In Hong Kong again after a couple of years away, I am just beginning to understand just what I love about this city, and why I keep on returning – my 23rd visit in less than two decades.
I was first here in 1997, six months before the handover to China. To say the mood was tense then would have been an understatement. If Hong Kongers had had a say in their future there was little doubt they would have voted overwhelmingly to retain their links with Britain.
I remember one interview with a local businessman who savaged the 19th century British diplomats for negotiating just a 99-year lease on the New Territories in 1898.
“Why the hell couldn’t they have bought the land outright – or at least got a 999-year lease. They could have done it then when they had the power and we wouldn’t be in this mess now,” he told me then.
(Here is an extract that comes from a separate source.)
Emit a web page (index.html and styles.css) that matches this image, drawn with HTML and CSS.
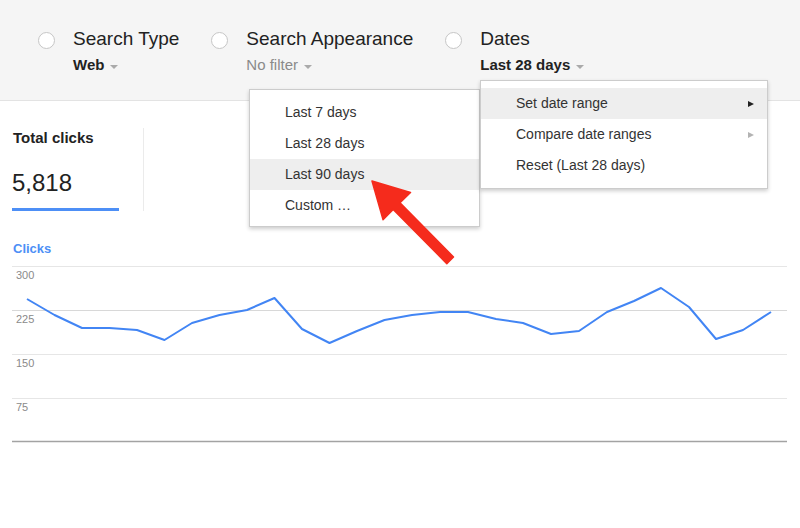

The man had secured exit insurance – residency status in Canada – and would use it if his worst fears of a Chinese takeover came true. But six months later he was still there for the handover and perhaps the most poignant moment in my reporting career when Governor Chris Patten stood to attention, getting soaked in monsoon rain, as the Union flag came down for the last time at dusk on June 30, 1997.
And he was still there six months later when I returned to find out just how well the former colony was faring as a Special Administrative Region within the People’s Republic. The fact that the Asian Financial Crisis broke almost literally the day after the handover provided the distraction the business community needed. A crisis, but one they understood and believed they could handle
While I no longer have contact with my original interviewee, I suspect he is still in Hong Kong, his Canadian exit strategy unused and long since forgotten. The city has faced many challenges since then: SARS, which I covered extensively, bird flu and, of course the Global Financial Crisis, but its people are resilient and the feeling is that whatever obstacles are placed in their path, they will always be overcome.
Hong Kongers are willing to talk, sometimes endlessly, about their problems, China’s and the world’s. But unlike whingers elsewhere they always come up with constructive solutions.
And if that flies in the face of policies from Beijing, then so be it.
The One Country Two Systems approach for the governing of the Special Administrative Region, originally proposed by Deng Xiaoping in the 1980s, is holding, but Hong Kongers are continually pushing the envelope, wanting more democracy, more human rights, more freedom to choose the path they tread.
And that’s another reason why I love the place and its people.